Photo by Hayley Seibel on Unsplash

I don’t consider myself a superstitious person, but some of those childhood games/traditions have stuck with me.  Our family still fights over who gets to yank on the wishbone after Thanksgiving each year.  If I see a penny on the ground facing up, I will reach down to pick it up. Yes, it must be facing up. I will take a quick minute to see if that four-leaf clover is right at my feet.  And yet I don’t count on these things to make or break my day…or month…or year. They’re just superstition.

And then there is the wish minute.  When I glance at a digital clock or my phone and the hour and the minutes are all the same number (like 3:33), I immediately think – wish minute!  As a child I was told that if I made a wish during that exact minute, it would come true.

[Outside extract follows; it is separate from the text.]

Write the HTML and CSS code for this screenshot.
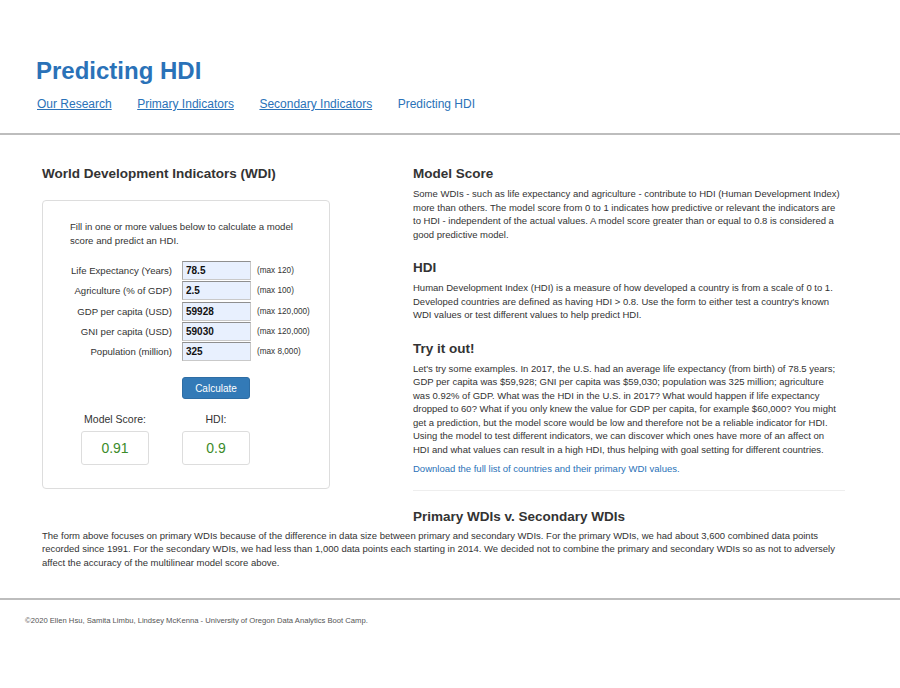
FILE: index.html
```html
<!DOCTYPE html>
<html lang="en">
<head>
<meta charset="utf-8">
<title>Predicting HDI</title>
<link rel="stylesheet" href="styles.css">
</head>
<body>
<header class="site-header">
  <h1 class="site-title">Predicting HDI</h1>
  <nav class="site-nav">
    <a href="#" class="nav-link">Our Research</a>
    <a href="#" class="nav-link">Primary Indicators</a>
    <a href="#" class="nav-link">Secondary Indicators</a>
    <a href="#" class="nav-link active">Predicting HDI</a>
  </nav>
</header>
<hr class="rule">
<main class="main">
  <div class="columns">
    <section class="left-col">
      <h3 class="heading">World Development Indicators (WDI)</h3>
      <div class="card">
        <p class="card-intro">Fill in one or more values below to calculate a model score and predict an HDI.</p>
        <form class="wdi-form">
          <label class="field-label">Life Expectancy (Years)</label>
          <input class="field-input" value="78.5">
          <span class="field-max">(max 120)</span>
          <label class="field-label">Agriculture (% of GDP)</label>
          <input class="field-input" value="2.5">
          <span class="field-max">(max 100)</span>
          <label class="field-label">GDP per capita (USD)</label>
          <input class="field-input" value="59928">
          <span class="field-max">(max 120,000)</span>
          <label class="field-label">GNI per capita (USD)</label>
          <input class="field-input" value="59030">
          <span class="field-max">(max 120,000)</span>
          <label class="field-label">Population (million)</label>
          <input class="field-input" value="325">
          <span class="field-max">(max 8,000)</span>
        </form>
        <button class="calc-btn" type="button">Calculate</button>
        <div class="results">
          <div class="result">
            <div class="result-label">Model Score:</div>
            <div class="result-box">0.91</div>
          </div>
          <div class="result">
            <div class="result-label">HDI:</div>
            <div class="result-box">0.9</div>
          </div>
        </div>
      </div>
    </section>
    <section class="right-col">
      <h3 class="heading">Model Score</h3>
      <p class="text">Some WDIs - such as life expectancy and agriculture - contribute to HDI (Human Development Index) more than others. The model score from 0 to 1 indicates how predictive or relevant the indicators are to HDI - independent of the actual values. A model score greater than or equal to 0.8 is considered a good predictive model.</p>
      <h3 class="heading spaced">HDI</h3>
      <p class="text">Human Development Index (HDI) is a measure of how developed a country is from a scale of 0 to 1. Developed countries are defined as having HDI &gt; 0.8. Use the form to either test a country's known WDI values or test different values to help predict HDI.</p>
      <h3 class="heading spaced">Try it out!</h3>
      <p class="text">Let's try some examples. In 2017, the U.S. had an average life expectancy (from birth) of 78.5 years; GDP per capita was $59,928; GNI per capita was $59,030; population was 325 million; agriculture was 0.92% of GDP. What was the HDI in the U.S. in 2017? What would happen if life expectancy dropped to 60? What if you only knew the value for GDP per capita, for example $60,000? You might get a prediction, but the model score would be low and therefore not be a reliable indicator for HDI. Using the model to test different indicators, we can discover which ones have more of an affect on HDI and what values can result in a high HDI, thus helping with goal setting for different countries.</p>
      <p class="text download"><a href="#" class="download-link">Download the full list of countries and their primary WDI values.</a></p>
      <hr class="divider">
      <h3 class="heading">Primary WDIs v. Secondary WDIs</h3>
    </section>
  </div>
  <p class="text wide">The form above focuses on primary WDIs because of the difference in data size between primary and secondary WDIs. For the primary WDIs, we had about 3,600 combined data points recorded since 1991. For the secondary WDIs, we had less than 1,000 data points each starting in 2014. We decided not to combine the primary and secondary WDIs so as not to adversely affect the accuracy of the multilinear model score above.</p>
</main>
<hr class="rule footer-rule">
<footer class="footer">©2020 Ellen Hsu, Samita Limbu, Lindsey McKenna - University of Oregon Data Analytics Boot Camp.</footer>
</body>
</html>
```
FILE: styles.css
```css
* { box-sizing: border-box; }
body {
  margin: 0;
  font-family: "Liberation Sans", Arial, sans-serif;
  color: #333;
  background: #fff;
}
.site-header {
  padding: 57px 0 0 36px;
}
.site-title {
  margin: 0;
  font-size: 24px;
  line-height: 28px;
  font-weight: bold;
  color: #2a72b8;
}
.site-nav {
  display: flex;
  gap: 25.5px;
  margin-top: 11px;
  padding-left: 1px;
}
.nav-link {
  font-size: 12px;
  line-height: 16px;
  color: #2a72b8;
  text-decoration: underline;
}
.nav-link.active { text-decoration: none; }
.rule {
  margin: 21px 0 0;
  border: 0;
  border-top: 2px solid #bdbdbd;
  height: 0;
}
.main {
  padding: 30px 0 0 42px;
  width: 848px;
}
.columns {
  display: flex;
  gap: 83px;
}
.left-col { width: 288px; flex: none; }
.right-col { width: 429px; flex: none; }
.heading {
  margin: 0;
  font-size: 13.5px;
  line-height: 18px;
  font-weight: bold;
  color: #333;
}
.heading.spaced { margin-top: 18px; }
.left-col .heading { margin-bottom: 17px; }
.card {
  border: 1px solid #ddd;
  border-radius: 4px;
  padding: 19px 10px 22px 27px;
  height: 289px;
}
.card-intro {
  margin: 0;
  font-size: 9.6px;
  line-height: 14px;
  color: #333;
  width: 232px;
}
.wdi-form {
  display: grid;
  grid-template-columns: 102px 69px auto;
  column-gap: 10px;
  row-gap: 1.3px;
  margin-top: 13px;
  align-items: center;
}
.field-label {
  font-size: 9.6px;
  text-align: right;
  white-space: nowrap;
  color: #333;
}
.field-input {
  width: 69px;
  height: 19px;
  margin: 0;
  padding: 0 3px;
  font-family: "Liberation Sans", Arial, sans-serif;
  font-size: 10px;
  font-weight: bold;
  color: #111;
  background: #e8f0fe;
  border: 1px solid #c9c9c9;
  border-top-color: #8f8f8f;
  border-left-color: #a9a9a9;
}
.field-max {
  font-size: 8.2px;
  color: #333;
  margin-left: -4px;
  white-space: nowrap;
}
.calc-btn {
  display: block;
  margin: 16px 0 0 112px;
  width: 68px;
  height: 22px;
  padding: 0;
  font-family: "Liberation Sans", Arial, sans-serif;
  font-size: 10px;
  color: #fff;
  background: #337ab7;
  border: 1px solid #2e6da4;
  border-radius: 3px;
}
.results {
  display: flex;
  gap: 33px;
  margin: 13px 0 0 11px;
}
.result {
  width: 68px;
  display: flex;
  flex-direction: column;
  align-items: center;
}
.result-label {
  font-size: 10.5px;
  line-height: 14px;
  white-space: nowrap;
  color: #333;
}
.result-box {
  margin-top: 5px;
  width: 68px;
  height: 34px;
  border: 1px solid #ddd;
  border-radius: 3px;
  display: flex;
  align-items: center;
  justify-content: center;
  font-size: 14px;
  color: #3c8b2a;
}
.text {
  margin: 4px 0 0;
  font-size: 9.5px;
  line-height: 13.5px;
  color: #333;
}
.text.download { margin-top: 6px; }
.download-link {
  color: #2a72b8;
  text-decoration: none;
}
.divider {
  margin: 14px 0 17px;
  width: 432px;
  border: 0;
  border-top: 1px solid #eee;
  height: 0;
}
.text.wide { margin-top: 3px; }
.footer-rule {
  margin-top: 29px;
}
.footer {
  padding: 16px 0 0 25px;
  font-size: 7.65px;
  line-height: 10px;
  color: #555;
}
```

Just the other day I noticed the clock at a wish minute, but somewhere along the line I’d changed the rules to my wish minute game.  I don’t know when I started doing this, but whenever I see a wish minute, instead of wishing, I send up a prayer for someone.  Whoever comes to mind first gets my “wish prayer.”  This most recent time my niece was on my mind since she just had a birthday.  So Sara, that one was for you!

So why a “wish prayer”? I think I wanted my special wishes to have greater meaning, to be directed to a higher power that can actually act on them, and to be less egocentric. It’s one more way to remind me throughout the day to lift others in prayer.

So what time does your clock say right now?  Could it be your wish minute?